Agreed - as long as we are considering the c/r-engine functionality
(and not the "glue" logic to keep apps outside their context after
the restart).

That said, I'm afraid we'll more definitions to what is "reasonable"
than to what is "transparent"...


Distributed c/r is one of the proposed use-cases for linux-cr.

The technique in that paper, BTW, was a userspace glue: during
restart, that glue re-establishes connectivity by using new TCP 
connections, and c/r uses those new sockets in lieu of restoring
the old ones.

For that and other use-cases we designed linux-cr to be flexible
so that it is possible and easy to integrate any userspace glue.


I stand corrected.


[snip]


Wrappers are great (I did TA the w4118 class here...). They are
a powerful tool; however in _our_ context they have downsides:
(a) wrappers add visible overhead (less so for cpu-bound apps,
more so with server apps)
(b) wrappers that do virtualization to a "black-box" API (as
opposed to integrate with the API) are prone to races (see the
paper that I cited before)
(c) wrappers duplicate kernel logic, IMHO unnecessarily (and I
don't refer to the userspace "glue" from above)
(d) wrappers are hard to make hermetic (no escapes) to apps.

IMO, the one excellent reasons to use wrappers is to support
the userspace glue that allows restarted apps to run out of
their original context.


I clearly failed to explain well. Lemme try again:

If you use PTRACE to checkpoint, then you ptrace the target tasks,
peek at and save their state, and then let them resume execution.
The target apps need not collaborate - they are forced by the kernel
to the ptraced state regardless of what they were doing, and resume
execution without knowing what happened.

In linux-cr it works similarly: checkpoint does not require that
the processes be scheduled to run - they don't participate; rather,
external process(es) do the work.

In contrast, IIUC, dmtcp uses syscall wrappers and overloading of
signal(s) in order to make every checkpointed process/thread actively
execute the checkpoint logic.

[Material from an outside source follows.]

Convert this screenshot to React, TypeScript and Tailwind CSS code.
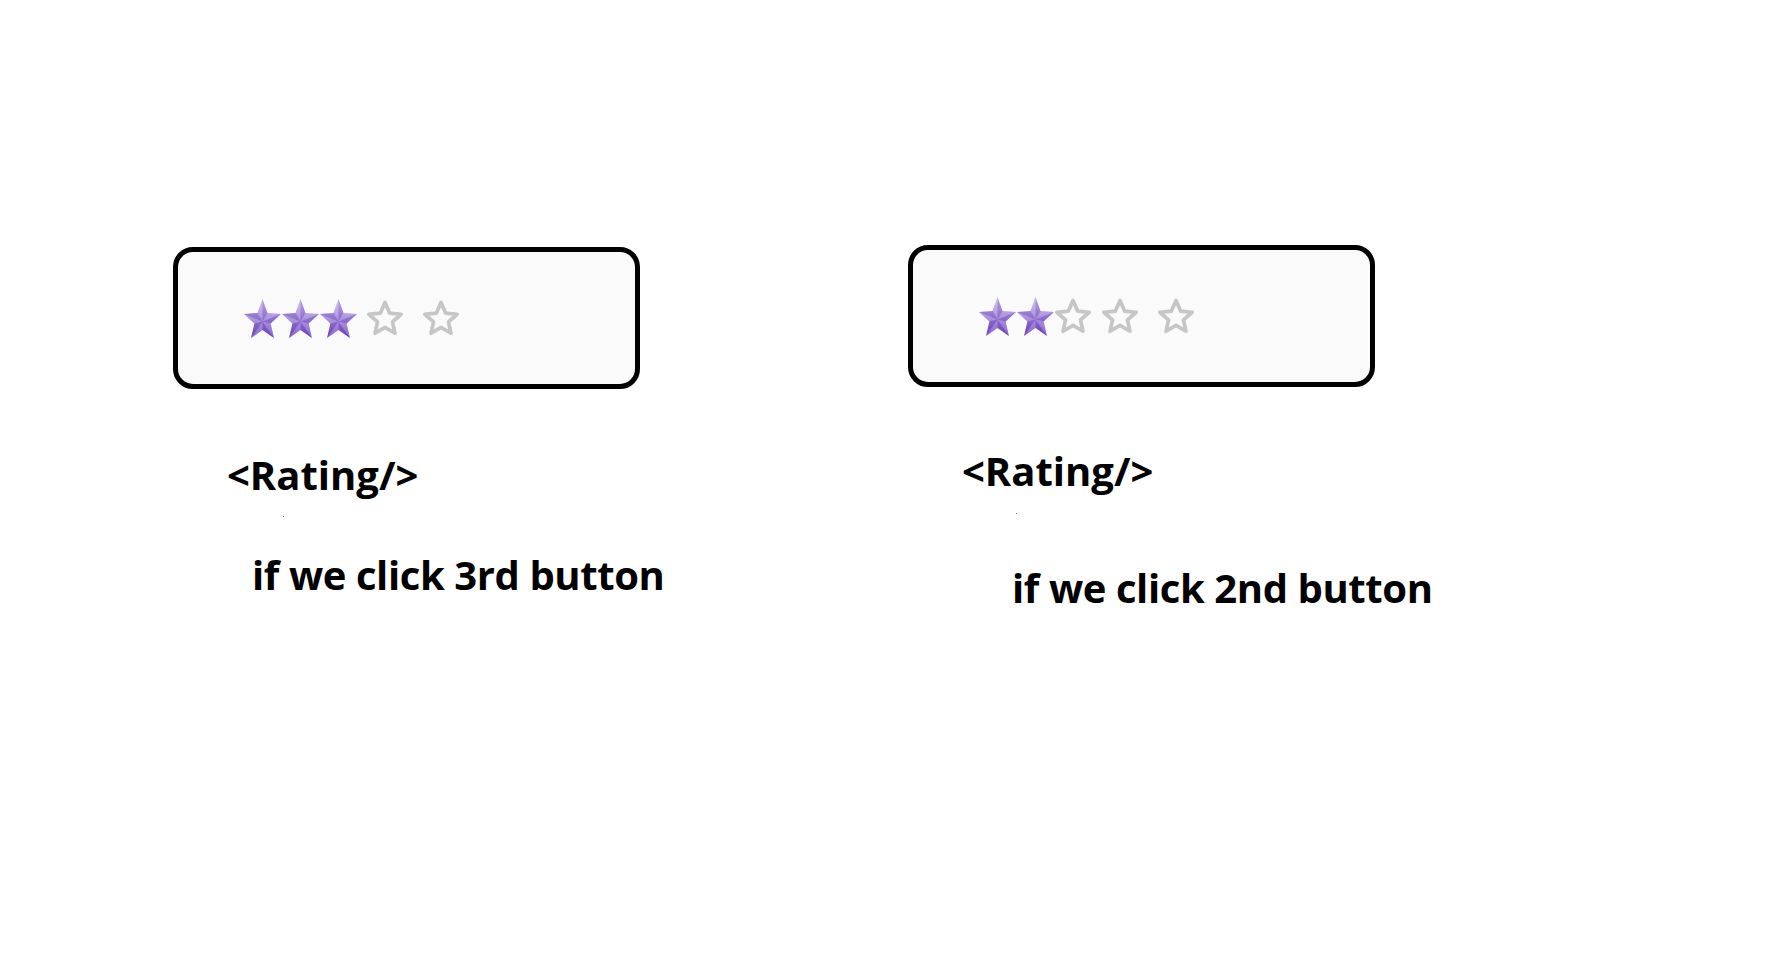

I refer to this as "collaborating"
with the checkpoint operation. (I mentioned the downside of this
requirement above).


Again, I failed to deliver the message: syscall wrappers are not bad.
They have limitations as noted above. Some users won't care, others
may and do.

As for glibc - those wrappers have a set of well defined tasks,
e.g. set errno, hide underlying syscall, caching, threads etc. But
glibc does not try to virtualize pids, for example, nor "spy" after
the processes, so to speak.


Oh... that's not what I meant: 'ltrace skype' fails because skype
tries to protect itself from being reverse-engineered. It doesn't
like ltrace's interposition on some library calls (don't know the
details). (Note that PTRACE doesn't upset skype: 'strace skype'
does work). The point being - userspace wrapping is "escapable".


No tricks - I once tried after a colleague mentioned that skype is
hard to reverse engineer (I thought I could prove him wrong...).


Linux-cr can do live migration - e.g. VDI, move the desktop - in
which case skype's sockets' network stacks are reconstructed,
transparently to both skype (local apps) and the peer (remote apps).
Then, at the destination host and skype continues to work.


I'd assume that if the c/r engine can do the former, then it
will also do the latter. Maybe even it would be useful for dmtcp
to be able to use a couple of syscalls (checkpoint,restart) to
do the base c/r work  :p

Oren.
--
Previous message: [thread] [date] [author]
Next message: [thread] [date] [author]

Messages in current thread:
Re: [Ksummit-2010-discuss] checkpoint-restart: naked patch, Christoph Hellwig, (Tue Nov 2, 2:47 pm)
Re: [Ksummit-2010-discuss] checkpoint-restart: naked patch, Christoph Hellwig, (Thu Nov 4, 7:25 am)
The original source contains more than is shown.